Securing funding for college can be stressful, and if you’re not careful, here are some tips for manage stress. The common symptoms of stress include: headaches, tense muscles, loss of sleep, difficulty concentrating, constant worrying and changes in appetite. With that in mind, here are some stress-relief techniques high school and college students can use to stay grounded during the scholarship process:

Cut down on caffeine

Caffeine increases your stress hormones, better known as catecholamines. Your body responds by increasing insulin levels, resulting in more stress. It is not advised to quit caffeine cold turkey because the result can be irritability and sleepiness. Try having a cup of decaf, gradually decreasing your caffeine intake.

Watch your diet

Highly processed foods lack nutrients, resulting in not only increased stress, but greater risk of high cholesterol and blood pressure. Avoid fatty and sugary foods, and try to eat more fruits, vegetables and foods high in fiber. These foods supply your body with hormones and antioxidants, making those sugar cravings a little less pronounced.

Find a creative outlet

A cause of your stress may be you simply feel overwhelmed, and you keep all your emotions inside. Creative activities such as painting, writing or drawing help you release these feelings and clear your mind.

Do something fun

The old saying is true: Laughter is the best medicine. Try doing something that will make you laugh. This will help you realize scholarship applications aren’t as scary as they seem. Try watching your favorite comedy, you might be surprised how effective it can be.

Know your limits and take a break

Because most scholarships are academically based, the application process will involve things like essays, interviews or creating a portfolio of previous work to display your talent. Think of applying for a smaller number of scholarships and focusing your efforts instead of applying for as many programs as you can. Create time in your schedule to relax. It is important you have time to unwind and clear your head.


Yoga, swimming, riding a bike and even just taking a walk all help in reducing stress. According to the Mayo Clinic, exercise increases endorphins, which are the compounds in your brain that make you feel good. All the applications and essays can clog your mind with too much information, making it hard to think straight. A short run can help calm these thoughts and get rid of your tension. Stress leads to anxiety and depression, and exercise lowers your stress levels by improving self-confidence and attitude.

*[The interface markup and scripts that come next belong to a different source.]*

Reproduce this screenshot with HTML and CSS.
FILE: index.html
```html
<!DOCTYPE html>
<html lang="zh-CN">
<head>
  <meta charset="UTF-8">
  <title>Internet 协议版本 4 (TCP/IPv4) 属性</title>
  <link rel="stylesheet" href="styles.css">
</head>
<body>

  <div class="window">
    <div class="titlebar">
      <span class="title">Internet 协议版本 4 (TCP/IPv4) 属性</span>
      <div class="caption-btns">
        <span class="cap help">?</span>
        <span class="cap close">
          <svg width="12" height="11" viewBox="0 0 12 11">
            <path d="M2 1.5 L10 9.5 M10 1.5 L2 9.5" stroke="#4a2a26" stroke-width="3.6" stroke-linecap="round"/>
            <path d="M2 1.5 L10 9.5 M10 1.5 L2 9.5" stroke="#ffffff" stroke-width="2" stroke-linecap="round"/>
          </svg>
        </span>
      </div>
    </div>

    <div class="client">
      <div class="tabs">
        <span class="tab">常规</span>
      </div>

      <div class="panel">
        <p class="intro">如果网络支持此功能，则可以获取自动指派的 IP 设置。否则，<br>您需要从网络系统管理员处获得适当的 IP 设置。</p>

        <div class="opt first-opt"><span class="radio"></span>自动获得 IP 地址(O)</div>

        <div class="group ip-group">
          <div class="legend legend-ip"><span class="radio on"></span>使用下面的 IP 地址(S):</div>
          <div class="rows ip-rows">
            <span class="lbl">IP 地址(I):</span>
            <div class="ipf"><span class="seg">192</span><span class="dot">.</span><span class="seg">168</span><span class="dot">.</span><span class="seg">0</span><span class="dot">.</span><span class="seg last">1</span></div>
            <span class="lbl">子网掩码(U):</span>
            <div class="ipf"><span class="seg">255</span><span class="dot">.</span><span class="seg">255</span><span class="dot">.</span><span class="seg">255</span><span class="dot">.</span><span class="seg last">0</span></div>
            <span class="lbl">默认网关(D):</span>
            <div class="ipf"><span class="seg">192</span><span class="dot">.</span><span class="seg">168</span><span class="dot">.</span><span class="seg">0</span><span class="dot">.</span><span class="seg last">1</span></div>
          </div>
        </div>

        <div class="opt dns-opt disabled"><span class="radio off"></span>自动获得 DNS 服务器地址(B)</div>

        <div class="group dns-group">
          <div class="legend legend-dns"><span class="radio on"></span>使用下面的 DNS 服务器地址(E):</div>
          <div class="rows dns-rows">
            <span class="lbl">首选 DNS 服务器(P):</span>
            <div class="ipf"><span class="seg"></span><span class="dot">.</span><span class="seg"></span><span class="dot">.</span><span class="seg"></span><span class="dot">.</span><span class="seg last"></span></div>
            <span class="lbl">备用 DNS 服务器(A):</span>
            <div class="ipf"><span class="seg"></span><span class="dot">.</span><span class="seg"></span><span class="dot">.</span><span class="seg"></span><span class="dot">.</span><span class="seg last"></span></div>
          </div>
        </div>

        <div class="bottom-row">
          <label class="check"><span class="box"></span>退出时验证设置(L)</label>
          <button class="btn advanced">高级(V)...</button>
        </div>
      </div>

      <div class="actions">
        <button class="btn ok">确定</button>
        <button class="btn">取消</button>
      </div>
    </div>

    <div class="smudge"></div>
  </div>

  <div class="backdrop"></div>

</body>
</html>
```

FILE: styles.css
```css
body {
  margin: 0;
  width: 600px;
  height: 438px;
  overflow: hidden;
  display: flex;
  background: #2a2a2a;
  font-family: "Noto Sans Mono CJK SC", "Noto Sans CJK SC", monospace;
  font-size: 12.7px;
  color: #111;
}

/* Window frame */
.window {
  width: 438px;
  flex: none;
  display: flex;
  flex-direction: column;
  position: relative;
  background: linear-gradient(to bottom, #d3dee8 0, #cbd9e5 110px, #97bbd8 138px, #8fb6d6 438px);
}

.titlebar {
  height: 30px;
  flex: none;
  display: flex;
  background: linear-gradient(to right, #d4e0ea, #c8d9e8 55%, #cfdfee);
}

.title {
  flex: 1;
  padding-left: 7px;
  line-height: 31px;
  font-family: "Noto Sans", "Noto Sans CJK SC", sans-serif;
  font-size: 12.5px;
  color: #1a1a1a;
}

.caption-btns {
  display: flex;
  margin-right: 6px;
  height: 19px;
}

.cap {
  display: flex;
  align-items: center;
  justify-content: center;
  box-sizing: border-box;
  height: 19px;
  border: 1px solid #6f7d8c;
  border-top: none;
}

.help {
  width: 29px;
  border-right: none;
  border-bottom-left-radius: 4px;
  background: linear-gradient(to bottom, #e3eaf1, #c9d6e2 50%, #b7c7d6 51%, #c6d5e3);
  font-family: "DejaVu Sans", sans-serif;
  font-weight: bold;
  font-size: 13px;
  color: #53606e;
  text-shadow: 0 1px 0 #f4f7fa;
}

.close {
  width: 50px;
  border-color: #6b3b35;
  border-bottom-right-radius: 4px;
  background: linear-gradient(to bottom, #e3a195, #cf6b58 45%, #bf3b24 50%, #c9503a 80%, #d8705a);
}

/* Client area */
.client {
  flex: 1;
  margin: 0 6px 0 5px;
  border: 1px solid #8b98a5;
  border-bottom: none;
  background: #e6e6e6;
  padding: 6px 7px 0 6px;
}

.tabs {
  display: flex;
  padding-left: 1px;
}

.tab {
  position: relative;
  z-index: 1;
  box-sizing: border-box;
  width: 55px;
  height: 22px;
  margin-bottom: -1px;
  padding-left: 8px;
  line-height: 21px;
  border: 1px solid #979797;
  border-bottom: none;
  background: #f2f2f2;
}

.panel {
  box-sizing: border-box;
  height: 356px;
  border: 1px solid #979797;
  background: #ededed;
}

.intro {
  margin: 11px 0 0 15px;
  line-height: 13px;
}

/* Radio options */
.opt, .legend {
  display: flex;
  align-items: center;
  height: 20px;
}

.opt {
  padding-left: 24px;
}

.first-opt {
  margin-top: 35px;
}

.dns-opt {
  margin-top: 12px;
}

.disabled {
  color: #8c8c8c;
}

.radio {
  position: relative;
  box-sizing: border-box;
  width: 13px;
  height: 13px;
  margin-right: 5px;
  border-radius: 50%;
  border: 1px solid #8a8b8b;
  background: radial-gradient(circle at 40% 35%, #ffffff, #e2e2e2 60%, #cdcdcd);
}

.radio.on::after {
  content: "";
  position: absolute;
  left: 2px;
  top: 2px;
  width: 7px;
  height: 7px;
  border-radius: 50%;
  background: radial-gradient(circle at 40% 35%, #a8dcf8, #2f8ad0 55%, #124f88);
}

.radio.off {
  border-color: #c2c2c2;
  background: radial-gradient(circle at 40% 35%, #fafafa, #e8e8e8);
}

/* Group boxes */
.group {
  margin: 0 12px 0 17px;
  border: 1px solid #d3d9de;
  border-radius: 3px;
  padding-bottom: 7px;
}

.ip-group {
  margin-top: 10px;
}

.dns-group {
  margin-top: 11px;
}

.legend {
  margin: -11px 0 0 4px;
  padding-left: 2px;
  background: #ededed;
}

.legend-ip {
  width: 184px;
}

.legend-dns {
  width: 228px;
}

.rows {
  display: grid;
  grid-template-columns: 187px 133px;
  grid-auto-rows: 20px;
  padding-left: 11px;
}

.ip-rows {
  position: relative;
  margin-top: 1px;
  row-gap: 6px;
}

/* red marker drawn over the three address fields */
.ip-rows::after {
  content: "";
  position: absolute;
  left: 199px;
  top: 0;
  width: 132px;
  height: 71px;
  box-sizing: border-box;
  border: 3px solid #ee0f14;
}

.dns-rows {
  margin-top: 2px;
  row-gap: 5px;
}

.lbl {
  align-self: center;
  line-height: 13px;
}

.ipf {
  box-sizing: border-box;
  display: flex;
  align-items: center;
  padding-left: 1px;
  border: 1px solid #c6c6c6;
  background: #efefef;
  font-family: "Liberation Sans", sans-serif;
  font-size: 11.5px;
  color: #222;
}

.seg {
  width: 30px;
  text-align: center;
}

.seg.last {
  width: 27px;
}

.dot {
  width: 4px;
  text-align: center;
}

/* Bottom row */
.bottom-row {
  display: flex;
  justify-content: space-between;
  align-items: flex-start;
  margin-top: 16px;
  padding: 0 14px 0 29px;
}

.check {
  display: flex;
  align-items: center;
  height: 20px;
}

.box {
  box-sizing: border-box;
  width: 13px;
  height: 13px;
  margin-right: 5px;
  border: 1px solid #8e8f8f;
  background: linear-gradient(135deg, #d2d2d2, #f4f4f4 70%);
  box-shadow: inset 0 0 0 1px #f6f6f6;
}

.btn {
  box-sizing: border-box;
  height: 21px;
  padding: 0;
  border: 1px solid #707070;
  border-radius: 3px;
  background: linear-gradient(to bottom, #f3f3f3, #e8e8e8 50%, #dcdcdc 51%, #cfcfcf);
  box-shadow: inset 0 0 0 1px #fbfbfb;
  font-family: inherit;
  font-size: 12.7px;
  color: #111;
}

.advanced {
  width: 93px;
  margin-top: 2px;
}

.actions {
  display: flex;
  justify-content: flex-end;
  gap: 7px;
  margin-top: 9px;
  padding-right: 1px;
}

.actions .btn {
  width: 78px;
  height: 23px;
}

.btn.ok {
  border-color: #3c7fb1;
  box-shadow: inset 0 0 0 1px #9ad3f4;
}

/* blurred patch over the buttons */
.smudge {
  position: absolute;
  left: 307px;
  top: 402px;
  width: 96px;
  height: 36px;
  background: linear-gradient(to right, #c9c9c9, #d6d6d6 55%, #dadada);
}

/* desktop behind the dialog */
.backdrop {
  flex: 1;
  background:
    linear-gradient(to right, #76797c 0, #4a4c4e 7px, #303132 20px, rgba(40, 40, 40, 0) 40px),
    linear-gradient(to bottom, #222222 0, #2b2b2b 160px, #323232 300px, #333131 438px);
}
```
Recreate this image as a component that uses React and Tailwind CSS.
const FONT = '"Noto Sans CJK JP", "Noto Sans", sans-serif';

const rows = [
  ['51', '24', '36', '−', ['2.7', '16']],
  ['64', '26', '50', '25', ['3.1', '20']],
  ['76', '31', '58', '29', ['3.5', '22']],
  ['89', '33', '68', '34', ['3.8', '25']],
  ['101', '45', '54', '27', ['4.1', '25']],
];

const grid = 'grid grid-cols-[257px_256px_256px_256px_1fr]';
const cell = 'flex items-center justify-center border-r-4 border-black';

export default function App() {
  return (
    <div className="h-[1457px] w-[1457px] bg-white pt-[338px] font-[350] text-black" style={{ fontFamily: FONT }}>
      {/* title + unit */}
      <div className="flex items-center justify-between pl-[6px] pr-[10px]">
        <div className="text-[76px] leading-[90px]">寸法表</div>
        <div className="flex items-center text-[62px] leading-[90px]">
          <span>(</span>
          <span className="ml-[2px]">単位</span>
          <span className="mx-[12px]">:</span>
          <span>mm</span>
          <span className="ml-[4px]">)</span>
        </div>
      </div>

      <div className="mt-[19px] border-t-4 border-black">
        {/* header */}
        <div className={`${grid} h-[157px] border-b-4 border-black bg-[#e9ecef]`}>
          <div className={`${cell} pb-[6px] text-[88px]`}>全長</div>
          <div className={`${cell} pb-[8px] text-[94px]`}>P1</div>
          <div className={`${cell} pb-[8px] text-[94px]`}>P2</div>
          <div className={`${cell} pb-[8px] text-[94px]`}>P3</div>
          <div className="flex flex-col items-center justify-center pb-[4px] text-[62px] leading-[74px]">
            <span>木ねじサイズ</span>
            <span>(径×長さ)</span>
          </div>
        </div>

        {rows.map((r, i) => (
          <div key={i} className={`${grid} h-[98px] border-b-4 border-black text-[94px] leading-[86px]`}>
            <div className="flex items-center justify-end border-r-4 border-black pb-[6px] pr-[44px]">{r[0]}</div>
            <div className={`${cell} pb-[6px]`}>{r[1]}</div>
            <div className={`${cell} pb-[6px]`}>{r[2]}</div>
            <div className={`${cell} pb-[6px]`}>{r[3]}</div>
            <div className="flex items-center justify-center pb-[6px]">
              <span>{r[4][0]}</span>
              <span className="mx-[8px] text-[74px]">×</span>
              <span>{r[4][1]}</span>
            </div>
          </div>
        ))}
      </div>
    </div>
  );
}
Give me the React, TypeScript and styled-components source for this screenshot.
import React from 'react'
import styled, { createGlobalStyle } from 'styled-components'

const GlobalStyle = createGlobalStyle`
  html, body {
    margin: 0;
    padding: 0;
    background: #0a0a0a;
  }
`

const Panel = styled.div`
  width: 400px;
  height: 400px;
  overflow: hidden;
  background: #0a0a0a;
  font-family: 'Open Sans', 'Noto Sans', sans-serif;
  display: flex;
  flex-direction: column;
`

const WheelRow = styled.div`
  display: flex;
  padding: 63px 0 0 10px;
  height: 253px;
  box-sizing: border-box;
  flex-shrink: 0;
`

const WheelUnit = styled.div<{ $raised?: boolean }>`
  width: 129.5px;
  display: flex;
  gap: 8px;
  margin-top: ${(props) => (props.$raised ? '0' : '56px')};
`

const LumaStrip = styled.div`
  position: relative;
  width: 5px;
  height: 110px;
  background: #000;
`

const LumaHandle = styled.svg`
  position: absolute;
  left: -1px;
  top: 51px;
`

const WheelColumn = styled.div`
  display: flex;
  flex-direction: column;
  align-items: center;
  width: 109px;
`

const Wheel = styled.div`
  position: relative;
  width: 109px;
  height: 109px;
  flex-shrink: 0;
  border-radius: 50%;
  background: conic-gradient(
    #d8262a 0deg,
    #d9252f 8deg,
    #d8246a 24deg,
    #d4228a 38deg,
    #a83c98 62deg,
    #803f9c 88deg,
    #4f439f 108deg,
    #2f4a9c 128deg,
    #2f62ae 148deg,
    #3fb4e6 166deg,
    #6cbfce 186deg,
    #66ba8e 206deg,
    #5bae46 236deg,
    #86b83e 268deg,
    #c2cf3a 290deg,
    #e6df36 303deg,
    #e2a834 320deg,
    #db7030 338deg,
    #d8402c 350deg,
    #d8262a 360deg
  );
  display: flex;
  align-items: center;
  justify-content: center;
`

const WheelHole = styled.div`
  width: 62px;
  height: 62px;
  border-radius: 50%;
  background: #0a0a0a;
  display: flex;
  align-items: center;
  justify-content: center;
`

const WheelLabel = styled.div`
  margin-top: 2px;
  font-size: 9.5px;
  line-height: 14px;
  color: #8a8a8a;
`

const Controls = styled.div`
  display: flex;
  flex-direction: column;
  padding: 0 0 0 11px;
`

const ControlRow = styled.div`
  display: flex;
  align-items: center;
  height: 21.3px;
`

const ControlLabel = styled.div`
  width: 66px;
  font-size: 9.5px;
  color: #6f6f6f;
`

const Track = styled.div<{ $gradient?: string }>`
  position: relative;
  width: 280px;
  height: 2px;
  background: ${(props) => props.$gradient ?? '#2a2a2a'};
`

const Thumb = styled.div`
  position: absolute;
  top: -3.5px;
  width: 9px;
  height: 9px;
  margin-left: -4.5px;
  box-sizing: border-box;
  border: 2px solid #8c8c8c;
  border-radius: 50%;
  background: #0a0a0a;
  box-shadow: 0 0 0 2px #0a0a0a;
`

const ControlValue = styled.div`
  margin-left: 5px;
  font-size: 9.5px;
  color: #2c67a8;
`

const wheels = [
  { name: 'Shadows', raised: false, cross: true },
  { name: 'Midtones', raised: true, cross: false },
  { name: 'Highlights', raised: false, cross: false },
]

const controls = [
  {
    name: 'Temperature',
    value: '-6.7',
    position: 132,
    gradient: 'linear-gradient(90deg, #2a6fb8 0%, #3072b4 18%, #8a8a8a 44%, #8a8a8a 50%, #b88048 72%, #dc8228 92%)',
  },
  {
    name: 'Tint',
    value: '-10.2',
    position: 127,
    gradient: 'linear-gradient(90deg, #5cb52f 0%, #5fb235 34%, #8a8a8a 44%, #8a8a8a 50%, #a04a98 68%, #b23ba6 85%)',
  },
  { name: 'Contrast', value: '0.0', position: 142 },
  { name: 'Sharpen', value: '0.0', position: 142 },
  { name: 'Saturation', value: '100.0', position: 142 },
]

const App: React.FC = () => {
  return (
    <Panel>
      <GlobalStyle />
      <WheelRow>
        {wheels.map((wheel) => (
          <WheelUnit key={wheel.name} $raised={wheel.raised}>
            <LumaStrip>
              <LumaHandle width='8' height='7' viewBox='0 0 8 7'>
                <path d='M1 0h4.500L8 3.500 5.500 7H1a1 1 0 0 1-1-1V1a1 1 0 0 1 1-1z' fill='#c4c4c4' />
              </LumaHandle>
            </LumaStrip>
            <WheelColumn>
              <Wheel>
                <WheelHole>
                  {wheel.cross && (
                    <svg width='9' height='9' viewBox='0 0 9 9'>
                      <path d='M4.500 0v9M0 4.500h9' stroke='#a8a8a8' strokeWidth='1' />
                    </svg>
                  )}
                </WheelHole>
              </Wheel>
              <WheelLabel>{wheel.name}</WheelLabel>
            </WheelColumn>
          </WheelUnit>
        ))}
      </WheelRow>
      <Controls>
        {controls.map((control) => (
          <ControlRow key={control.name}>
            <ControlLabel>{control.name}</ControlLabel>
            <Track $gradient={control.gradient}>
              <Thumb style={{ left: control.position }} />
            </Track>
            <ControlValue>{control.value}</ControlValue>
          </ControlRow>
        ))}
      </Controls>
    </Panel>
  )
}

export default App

Learn what triggers your stress

Identifying triggers is important when it comes to stress management: If you know what directly causes your stress, you will be able to combat it. If a scholarship requires an interview, and the process increases the pressure you’re under, learn to more effectively deal with interview questions and scenarios to decrease stress.

Talk to someone about your stress

Simply admitting you are stressed can take some weight off your shoulders. Look to your peers and see how they are dealing with the stress of scholarships and financial aid. Communicating with someone calms you and makes you feel more understood. Try talking to a parent or doctor about your stress levels and see if there are any other useful stress-relief methods.